Where, then, do these considerations leave The Reconciliation Manifesto as a guide for action for Canadians, both Indigenous and non-Indigenous, who want to support the movement to secure redress and reconciliation in this country? Arthur Manuel’s frequently powerful tract is a trenchant indictment of many of the problems that bedevil the country and challenge the reconciliation movement. His contention that reconciliation without redress of justice claims – especially over control of unextinguished Aboriginal title lands — is sound.
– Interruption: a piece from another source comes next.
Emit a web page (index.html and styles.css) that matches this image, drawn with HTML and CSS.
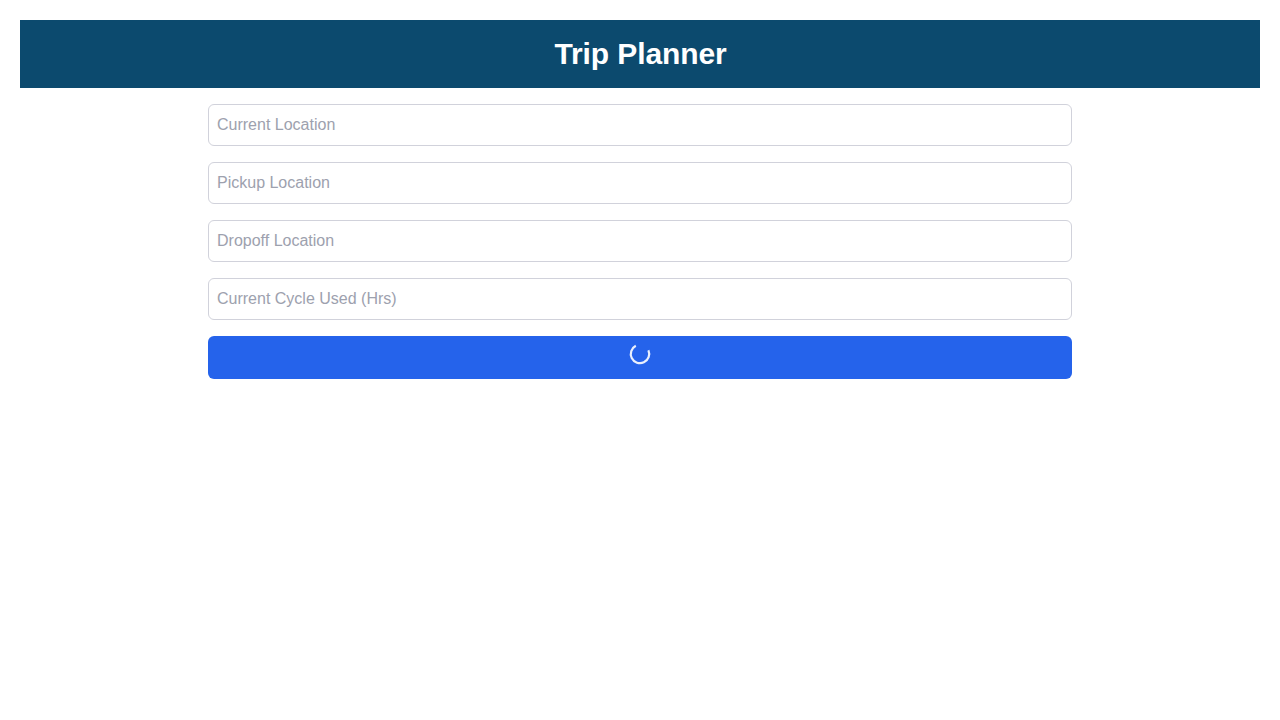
FILE: index.html
```html
<!DOCTYPE html>
<html lang="en">
<head>
  <meta charset="utf-8">
  <title>Trip Planner</title>
  <link rel="stylesheet" href="styles.css">
</head>
<body>
  <header class="header">
    <h1 class="title">Trip Planner</h1>
  </header>
  <main class="content">
    <form class="form">
      <input class="field" type="text" placeholder="Current Location">
      <input class="field" type="text" placeholder="Pickup Location">
      <input class="field" type="text" placeholder="Dropoff Location">
      <input class="field" type="text" placeholder="Current Cycle Used (Hrs)">
      <button class="submit" type="button" aria-label="Loading">
        <svg class="spinner" viewBox="0 0 20 20" aria-hidden="true">
          <path d="M18.4 6.26A9.2 9.2 0 1 1 5.82 1.8"/>
        </svg>
      </button>
    </form>
  </main>
</body>
</html>
```

FILE: styles.css
```css
* {
  box-sizing: border-box;
}

body {
  margin: 0;
  padding: 20px;
  background: #fff;
  font-family: "Liberation Sans", Arial, sans-serif;
  font-size: 16px;
  line-height: 24px;
}

.header {
  padding: 16px;
  background: #0c4a6e;
  color: #fff;
  text-align: center;
}

.title {
  margin: 0;
  font-size: 30px;
  font-weight: 700;
  line-height: 36px;
  letter-spacing: -0.1px;
  text-indent: 1px;
}

.content {
  max-width: 896px;
  margin: 0 auto;
  padding: 16px;
}

.form {
  display: flex;
  flex-direction: column;
  gap: 16px;
}

.field {
  width: 100%;
  height: 42px;
  padding: 8px;
  border: 1px solid #d1d2db;
  border-radius: 6px;
  background: transparent;
  font: inherit;
}

.field::placeholder {
  color: #9da1ae;
  opacity: 1;
}

.submit {
  display: flex;
  align-items: flex-start;
  justify-content: center;
  height: 43px;
  padding: 8px;
  border: 0;
  border-radius: 6px;
  background: #2563eb;
  color: #fff;
}

.spinner {
  width: 20px;
  height: 20px;
  overflow: visible;
  fill: none;
  stroke: currentColor;
  stroke-width: 2.2;
  opacity: 0.9;
}
```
If non-Native Canadians can be hectored into sympathy and support by rhetoric such as is found in The Reconciliation Manifesto, well and good.
If, however, it is more likely that Canadians of good will whom Manuel regards as “a faint light on the horizon” will be won to the cause of reconciliation by a well-reasoned case such as the one the Truth and Reconciliation Commission produced in 2015 and an appeal to fellow-feeling among people who share a land, this manifesto’s proposed tactics fall far short of its undoubtedly perceptive analysis. In a democratic country like Canada, which is the more likely path forward?
J.R. (Jim) Miller, Professor Emeritus of History at the University of Saskatchewan, is a specialist in the history of Native-newcomer relations. He was the author of the first general history of relations between Indigenous peoples and immigrants in Canada, Skyscrapers Hide the Heavens: A History of Native-Newcomer Relations in Canada (1989; 4th ed., Feb. 2018); the first history of residential schools for Native children in Canada, Shingwauk’s Vision: A History of Native Residential Schools (1996); the first historical overview of treaties between the Canadian crown and Aboriginal peoples, Compact, Contract, Covenant: Aboriginal Treaty-Making in Canada (2009); and the first historical examination of the reconciliation movement in Canada, Residential Schools and Reconciliation: Canada Confronts Its History (2017). He is a Fellow of the Royal Society of Canada and an Officer of the Order of Canada.